Over the last 15 years we have seen several shifts in the conventional wisdom of how franchisors view their franchise opportunity website. As a community, franchisors have moved completely away from a website as an online brochure pitching the franchise opportunity to a website that tells the franchise opportunity brand story.

Each year Franchise Update publishes how a significant number of new franchisees make an investment decision based on information they gather online. Steve Olson, franchising expert and author of Grow to Greatness, once told me that he thought the franchise opportunity website is perhaps the single most important tool in the franchise development arsenal in the history of franchising.  I agree with Steve. Here is why.

A well-designed franchise opportunity website excels in the following:

  1. Lead generation. The website content is optimized to drive its own traffic and engage potential franchise buyers.
  2. Lead screening. Your target franchise candidate should feel like this content was written specifically for him or her. They should be able to say to themselves, “I am who they are looking for and I have what it takes to win.”
  3. Lead conversion. Franchise candidates should be able to learn what makes your business unique, profitable, necessary to the customer and sustainable for the long run and decide if your opportunity merits a closer look.
  4. Lead nurturing. Engaged franchise candidates will keep coming back to learn more about your brand to educate themselves on the opportunity and to mitigate their potential risk through high levels of information gathering.

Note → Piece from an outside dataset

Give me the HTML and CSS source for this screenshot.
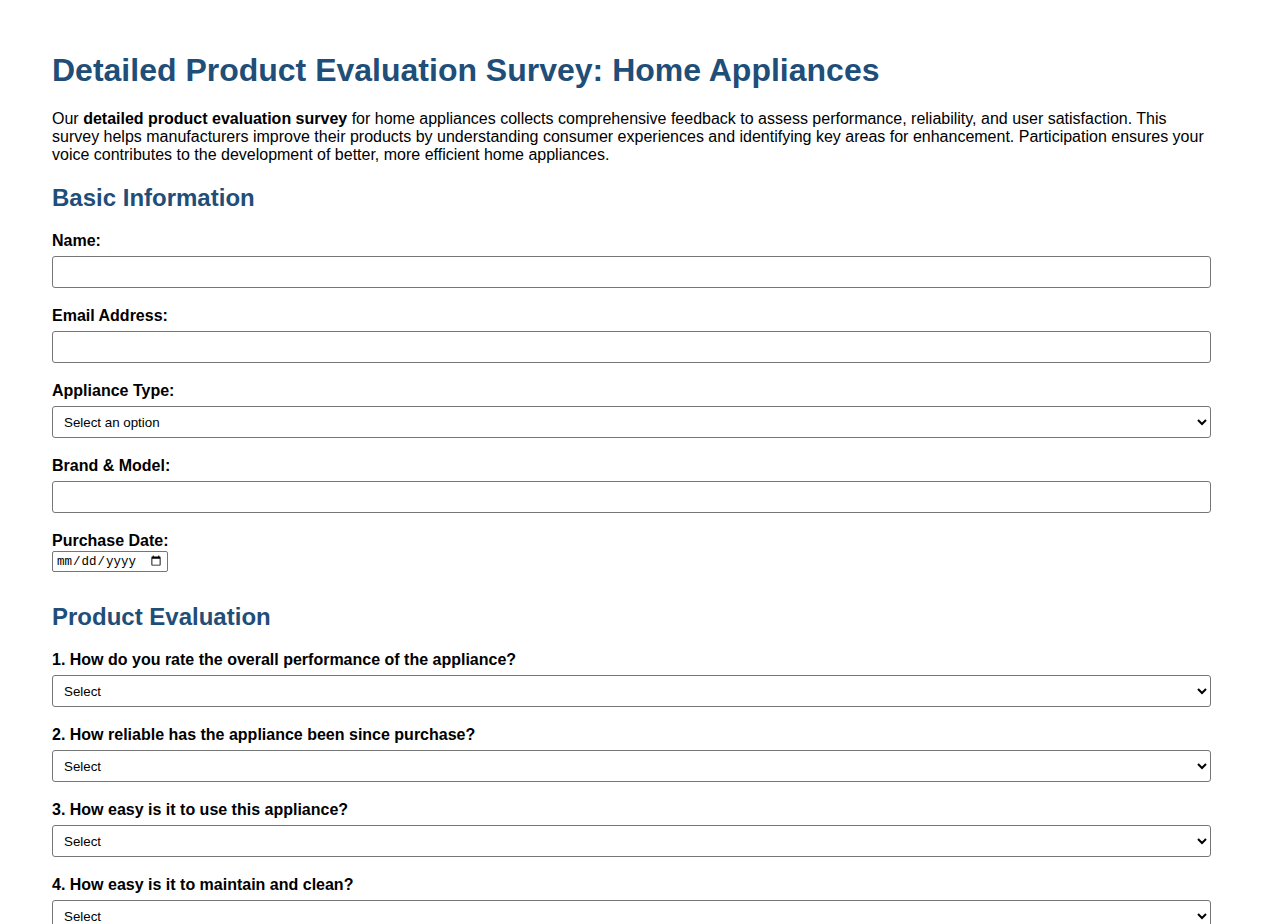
FILE: index.html
```html
<!DOCTYPE html>
<html lang="en">
<head>
<meta charset="utf-8">
<title>Detailed Product Evaluation Survey: Home Appliances</title>
<link rel="stylesheet" href="styles.css">
</head>
<body>
<div class="container">
  <h1>Detailed Product Evaluation Survey: Home Appliances</h1>
  <p class="intro">Our <strong>detailed product evaluation survey</strong> for home appliances collects comprehensive feedback to assess performance, reliability, and user satisfaction. This survey helps manufacturers improve their products by understanding consumer experiences and identifying key areas for enhancement. Participation ensures your voice contributes to the development of better, more efficient home appliances.</p>

  <form>
    <section class="section">
      <h2>Basic Information</h2>
      <div class="field">
        <label for="name">Name:</label>
        <input class="control" type="text" id="name">
      </div>
      <div class="field">
        <label for="email">Email Address:</label>
        <input class="control" type="email" id="email">
      </div>
      <div class="field">
        <label for="type">Appliance Type:</label>
        <select class="control control-select" id="type">
          <option>Select an option</option>
          <option>Refrigerator</option>
          <option>Washing Machine</option>
          <option>Dishwasher</option>
          <option>Microwave</option>
          <option>Oven</option>
        </select>
      </div>
      <div class="field">
        <label for="brand">Brand &amp; Model:</label>
        <input class="control" type="text" id="brand">
      </div>
      <div class="field">
        <label for="date">Purchase Date:</label>
        <input class="date" type="date" id="date">
      </div>
    </section>

    <section class="section">
      <h2>Product Evaluation</h2>
      <div class="field">
        <label for="q1">1. How do you rate the overall performance of the appliance?</label>
        <select class="control control-select" id="q1"><option>Select</option><option>Excellent</option><option>Good</option><option>Average</option><option>Poor</option></select>
      </div>
      <div class="field">
        <label for="q2">2. How reliable has the appliance been since purchase?</label>
        <select class="control control-select" id="q2"><option>Select</option><option>Very reliable</option><option>Reliable</option><option>Unreliable</option></select>
      </div>
      <div class="field">
        <label for="q3">3. How easy is it to use this appliance?</label>
        <select class="control control-select" id="q3"><option>Select</option><option>Very easy</option><option>Easy</option><option>Difficult</option></select>
      </div>
      <div class="field">
        <label for="q4">4. How easy is it to maintain and clean?</label>
        <select class="control control-select" id="q4"><option>Select</option><option>Very easy</option><option>Easy</option><option>Difficult</option></select>
      </div>
    </section>
  </form>
</div>
</body>
</html>
```

FILE: styles.css
```css
html, body {
  margin: 0;
  padding: 0;
  background: #ffffff;
}

body {
  font-family: "Liberation Sans", Arial, sans-serif;
  color: #000000;
  font-size: 16px;
}

.container {
  padding: 31px 52px;
}

h1 {
  color: #1f4e79;
  font-size: 32px;
  font-weight: bold;
  margin: 21px 0;
}

.intro {
  margin: 16px 0 20px;
}

h2 {
  color: #1f4e79;
  font-size: 24px;
  font-weight: bold;
  margin: 20px 0;
}

.section + .section {
  margin-top: 31px;
}

.field {
  margin-bottom: 19px;
}

.field label {
  display: block;
  font-weight: bold;
  line-height: 18px;
}

.control {
  display: block;
  box-sizing: border-box;
  width: 100%;
  height: 32px;
  margin-top: 6px;
  padding: 0 8px;
  border: 1px solid #767676;
  border-radius: 3px;
  background: #ffffff;
  color: #000000;
  font-family: "Liberation Sans", Arial, sans-serif;
  font-size: 13.33px;
}

.control-select {
  padding: 0 7px;
}

.date {
  display: block;
  box-sizing: border-box;
  width: 116px;
  height: 21px;
  margin: 1px 0 0;
  padding: 1px 3px;
  border: 1px solid #767676;
  border-radius: 2px;
  font-family: "Liberation Mono", monospace;
  font-size: 12.5px;
}
```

Over the next few years smart, forward-thinking franchisors will take on an entirely new content strategy for building their franchise opportunity website. You should be asking yourself, “How do I create an authentic franchise opportunity ownership EXPERIENCE?”

You may now be asking, why is an “experience” important? Warning to reader: We are about to get highly technical and eggheady. If you aren’t into science and psychological theory, skip the technical eggheady part and jump to the non-eggheady part. Warning to those who jump: I did include some quality laugh lines to make it more digestible.

The technical eggheady part

Famed psychologist Seymour Epstein coined “dual-process model of perception,” which is insufferable egghead speak to describe the idea that we have two minds: the rational mind and the experiential (emotional) mind.  

Authors Joseph Pine and James Gilmore explored the idea of how the duality impacts consumer decision-making in their classic (and God-forsakenly, painfully unreadable book) The Experience Economy. It’s right up there in un-readableness with Stephen R. Covey’s classic book that everyone starts and no one finishes, 7 Habits of Highly Effective People. Pine and Gilmore attempted to prove the following:

  1. That the rational and emotive minds are separate and distinct and generated in two separate areas of the brain.
  2. Information generated by one’s emotional mind makes it into the conscious (awareness) faster than the information generated by the rational mind, creating a “first impression,” which lives on as a positive or negative experience.
  3. The emotional mind is not connected to the language center of the brain, so an experience enters consciousness without language or descriptors. Put another way, you have a feeling, but often not the words to explain why the feeling exists.
  4. The rational brain, WHICH DID NOT PROCESS THE EXPERIENCE OR CREATE THE IMPRESSION, seeks to make sense of the experience and create a logical and rational decision on top of, over or around an often undistinguished positive or negative experience or feeling.
  5. When in conflict, the emotional impression (positive or negative experience) almost always wins. Initial positive or negative experiences almost always trump reason.

Epstein would say the most developed thinkers can toggle between the two and synthesize… the proverbial poet-scholar. However, many cannot consistently bridge the gap.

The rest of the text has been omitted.